Azyz Amami è sotto processo per consumo di cannabis e molti tornano a parlare della famigerata legge 52 che è una triste eredità della dittatura. Suo padre Khaled Amami e i suoi compagni però denunciano chiaramente come l’accusa sia solo un pretesto per tentare di azzittire il blogger e temono, a ragione, che mettere in rilievo, come fanno alcuni partiti e giornali, la necessità di modificare tale legge, rischi di sviare l’attenzione dai veri problemi: il silenzio o la passività dei partiti sul ritorno delle vecchie pratiche del Ministero degli Interni, ma anche il tradimento delle rivendicazioni rivoluzionarie, la stampa e le televisioni che tornano a colorarsi di “mauve” (il colore simbolo della dittatura) e la repressione dei giovani rivoluzionari.

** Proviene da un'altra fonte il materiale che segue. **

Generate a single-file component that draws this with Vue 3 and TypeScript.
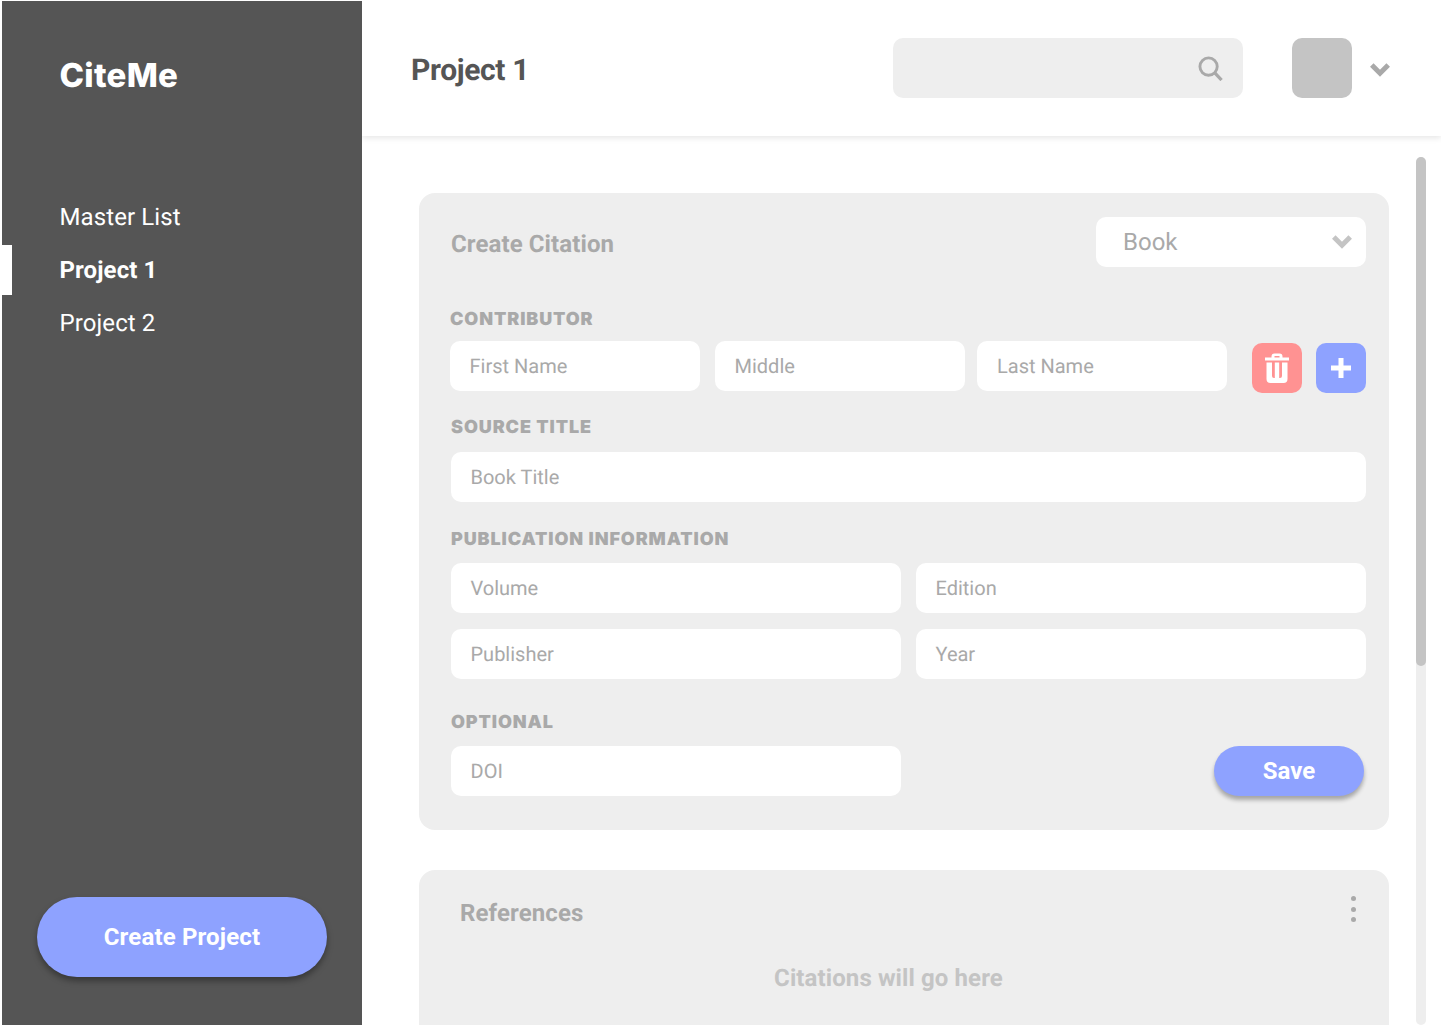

Maher Hamdi, un militante dell’UGTT (il più grande sindacato tunisino) questa mattina elencava a gran voce questi elementi davanti al tribunale di Babnet, ricordando, altri recenti episodi di repressione strisciante, come la convocazione il 14 maggio del giornalista Taofik Ben Brik davanti alla Direction Générale des Enquêtes de la Garde Nationale a L’Aouina, a seguito di una denuncia per diffamazione da parte di un sindacato di polizia.
Nel frattempo, mentre Azyz è in carcere, la sezione istruttoria della Corte d’appello di Tunisi ha revocato il 14 maggio il divieto d’espatrio per Alì Seriati, ex capo della sicurezza del dittatore Ben Alì, rifugiatosi in Arabia Saudita dal 14 gennaio 2011. Seriati molto probabilmente tornerà in libertà il 21 maggio.
Questo uno degli effetti tangibili della sentenza del 12 aprile scorso che in pratica lo ha discolpato per la feroce repressione dei moti rivoluzionari che hanno scosso la Tunisia fra il dicembre 2010 e il gennaio 2011.
Il 13 maggio appena ha potuto vedere suo padre Azyz gli ha detto “ Io sono contro questo stato e queste leggi, non chiederò nulla e non voglio niente da loro” No, caro Primo Ministro, Azyz non è simpatico e rimarrà una spina nel fianco di questo sistema.